Following the footsteps of Austria and France, the Italian Data Protection Authority has become the latest regulator to find the use of Google Analytics to be non-compliant with E.U. data protection regulations.
The Garante per la Protezione dei Dati Personali, in a press release published last week, called out a local web publisher for using the widely used analytics tool in a manner that allowed key bits of users’ personal data to be illegally transferred to the U.S. without necessary safeguards.
This includes interactions of users with the websites, the individual pages visited, IP addresses of the devices used to access the websites, browser specifics, details related to the device’s operating system, screen resolution, and the selected language, as well as the date and time of the visits.
The Italian supervisory authority (SA) said that it arrived at this conclusion following a “complex fact-finding exercise” it commenced in collaboration with other E.U. data protection authorities.
The agency said the transfer of personal information violates the data protection legislation because the U.S. is a “country without an adequate level of protection,” while highlighting the “possibility for U.S. government authorities and intelligence agencies to access personal data transferred without due guarantees.”

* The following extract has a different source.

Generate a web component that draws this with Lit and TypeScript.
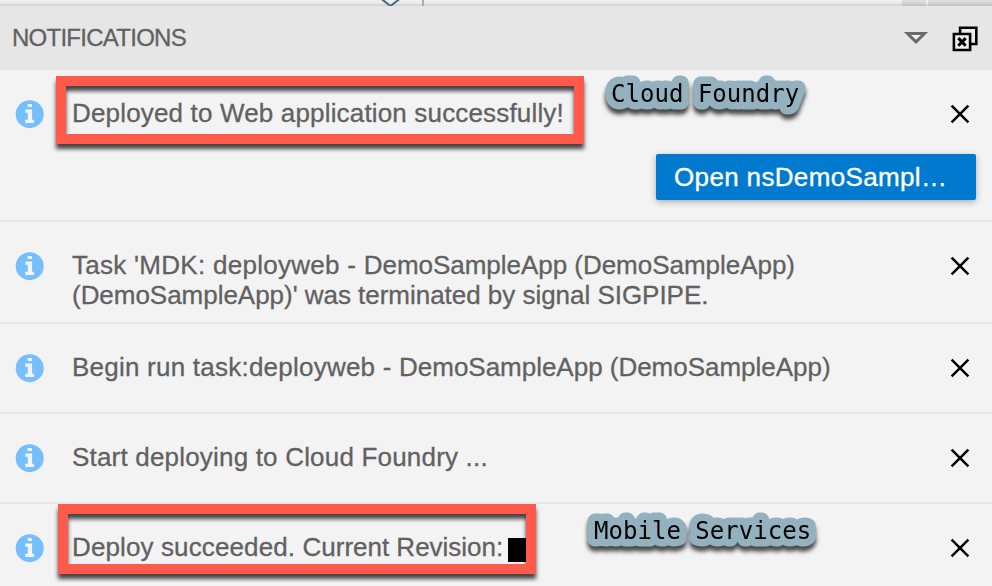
import { LitElement, html, css, svg, nothing } from "lit";
import { customElement, property } from "lit/decorators.js";

interface Run {
  text: string;
  spacing: number;
}
interface Note {
  lines: Run[][];
  action?: string;
  redacted?: boolean;
}

const NOTES: Note[] = [
  { lines: [[{ text: "Deployed to Web application successfully!", spacing: 0.165 }]], action: "Open nsDemoSampl…" },
  {
    lines: [
      [
        { text: "Task 'MDK: deployweb - ", spacing: 0.28 },
        { text: "DemoSampleApp (DemoSampleApp)", spacing: -0.03 },
      ],
      [{ text: "(DemoSampleApp)' was terminated by signal SIGPIPE.", spacing: -0.03 }],
    ],
  },
  {
    lines: [
      [
        { text: "Begin run task:deployweb - ", spacing: 0.23 },
        { text: "DemoSampleApp (DemoSampleApp)", spacing: -0.02 },
      ],
    ],
  },
  { lines: [[{ text: "Start deploying to Cloud Foundry ...", spacing: 0.19 }]] },
  {
    lines: [
      [
        { text: "Deploy succeeded. ", spacing: 0.12 },
        { text: "Current Revision:", spacing: -0.01 },
      ],
    ],
    redacted: true,
  },
];

@customElement("notification-row")
export class NotificationRow extends LitElement {
  @property({ attribute: false }) note!: Note;

  static styles = css`
    :host { display: block; box-sizing: border-box; border-bottom: 2px solid #e6e6e6; padding: 29px 16px 0 15px; }
    .main { display: flex; align-items: flex-start; }
    .info { width: 30px; height: 30px; flex: none; }
    .text { flex: 1; margin: -1px 0 1px 27px; font-size: 26px; line-height: 30px; color: #616161; white-space: pre;
      -webkit-text-stroke: .3px #616161; }
    .line { display: flex; }
    .redaction { width: 22px; height: 24px; margin: 6px 0 0 5px; background: #000; }
    .close { width: 32px; height: 32px; flex: none; }
    .actions { display: flex; justify-content: flex-end; margin-top: 23px; }
    .button { box-sizing: border-box; width: 320px; height: 46px; padding: 0 0 0 18px; border: 0; border-radius: 2px;
      background: #007acf; color: #fff; font: 26px/46px "Liberation Sans", Arial, sans-serif; letter-spacing: .35px;
      text-align: left; white-space: nowrap; box-shadow: 0 2px 6px rgba(0, 0, 0, .3); -webkit-text-stroke: .35px #fff; }
  `;

  render() {
    const n = this.note;
    return html`
      <div class="main">
        <svg class="info" viewBox="0 0 30 30">
          <circle cx="14.7" cy="15.2" r="14" fill="#75beff" />
          <path fill="#f3f3f3" d="M12.7 4.9h4.2v3.2h-4.2zM10.3 10.5h6.8v10.3h2v3.2H10.3v-3.2h2.5v-7.1h-2.5z" />
        </svg>
        <div class="text">${n.lines.map((runs) => html`<div class="line">${runs.map((r) => html`<span style="letter-spacing:${r.spacing}px">${r.text}</span>`)}${n.redacted ? html`<i class="redaction"></i>` : nothing}</div>`)}</div>
        <svg class="close" viewBox="0 0 32 32">
          <path d="M7.6 6.6l16.8 16.8M24.4 6.6L7.6 23.4" stroke="#000" stroke-width="2.5" />
        </svg>
      </div>
      ${n.action ? html`<div class="actions"><button class="button">${n.action}</button></div>` : nothing}
    `;
  }
}

@customElement("app-root")
export class AppRoot extends LitElement {
  static styles = css`
    :host { display: block; position: relative; width: 992px; height: 586px; overflow: hidden; background: #f3f3f3;
      font-family: "Liberation Sans", Arial, sans-serif; }
    .strip { display: block; width: 992px; height: 6px; }
    .header { display: flex; align-items: center; box-sizing: border-box; height: 64px; padding: 0 12px; background: #e6e6e6; }
    .title { flex: 1; margin: 0; font-size: 24px; font-weight: 400; color: #616161; letter-spacing: -.74px;
      -webkit-text-stroke: .3px #616161; }
    .tools { width: 80px; height: 64px; flex: none; }
    .list { display: grid; grid-template-rows: 152px 102px 90px 90px 90px; }
    .marks { position: absolute; inset: 0; pointer-events: none; }
    .frame { fill: none; stroke: #ff5a4c; stroke-width: 10; filter: drop-shadow(0 5px 2px rgba(0, 0, 0, .72)); }
    .label { font: 24px "DejaVu Sans Mono", monospace; letter-spacing: .03px; fill: #000; stroke: #93b1bf;
      stroke-width: 15; stroke-linejoin: round; paint-order: stroke; filter: drop-shadow(0 5px 2px rgba(0, 0, 0, .7)); }
  `;

  render() {
    return html`
      <svg class="strip" viewBox="0 0 992 6">
        <defs><linearGradient id="fade" x2="0" y2="1"><stop offset="0" stop-color="#f2f2f2" /><stop offset=".5" stop-color="#e9e9e9" /><stop offset="1" stop-color="#cfcfcf" /></linearGradient></defs>
        <path fill="url(#fade)" d="M0 0h992v6H0z" />
        <path d="M902 0h24v6h-24zM928 0h64v6h-64z" fill="#000" opacity=".08" />
        <path d="M381.5-1l9 7 9-7" fill="none" stroke="#496983" stroke-width="2" />
        <path d="M422 0h2v6h-2z" fill="#aaa" />
      </svg>
      <header class="header">
        <h1 class="title">NOTIFICATIONS</h1>
        <svg class="tools" viewBox="900 6 80 64">
          <path d="M908 33.5h17l-8.5 8.3z" transform="translate(-.5)" fill="#f3f3f3" stroke="#6b6b6b" stroke-width="3" />
          <path d="M960.1 33V27.7h16.2V44H971" fill="#efe8ed" stroke="#000" stroke-width="2.6" />
          <path d="M953.9 34h16.2v16h-16.2z" fill="#f0f0f0" stroke="#000" stroke-width="2.6" />
          <path d="M958.3 38.1l7.4 7.6M965.7 38.1l-7.4 7.6" stroke="#000" stroke-width="3" />
        </svg>
      </header>
      <div class="list">${NOTES.map((n) => html`<notification-row .note=${n}></notification-row>`)}</div>
      <svg class="marks" width="992" height="586">
        ${svg`
          <rect class="frame" x="61" y="81" width="518" height="58" />
          <rect class="frame" x="63" y="509" width="468" height="60" />
          <text class="label" x="611" y="102">Cloud Foundry</text>
          <text class="label" x="594" y="539">Mobile Services</text>`}
      </svg>
    `;
  }
}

The website in question, Caffeina Media SRL, has been given a period of 90 days to move away from Google Analytics to ensure compliance with GDPR. In addition, the Garante drew webmasters’ attention to the unlawfulness of data transfers to the U.S. stemming from the use of Google Analytics, recommending that site owners switch to alternative audience measurement tools that meet GDPR requirements.
“Upon expiry of the 90-day deadline set out in its decision, the Italian SA will check that the data transfers at issue are compliant with the E.U. GDPR, including by way of ad-hoc inspections,” it stated.
Earlier this month, the French data protection watchdog, the CNIL, issued updated guidance over the use of Google Analytics, reiterating the practice as illegal under the General Data Protection Regulation (GDPR) laws and giving affected organizations a period of one month to comply.
“The implementation of data encryption by Google has proven to be an insufficient technical measure because Google LLC encrypts the data itself and has the obligation to grant access or provide the imported data which is in its possession, including the encryption keys necessary to make the data intelligible,” the regulator said.
Google told TechCrunch that it’s reviewing the latest decision. In January 2022, the tech giant stressed that Google Analytics “does not track people or profile people across the internet” and that organizations can control the data gathered through the service.
The Mountain View-based firm, which hosts all the data collected through the analytics platform in the U.S., also said it offers an IP address masking function that, when enabled, anonymizes the information in local servers before it’s transferred to any servers outside the E.U. It’s worth noting that this feature is enabled by default with Google Analytics 4.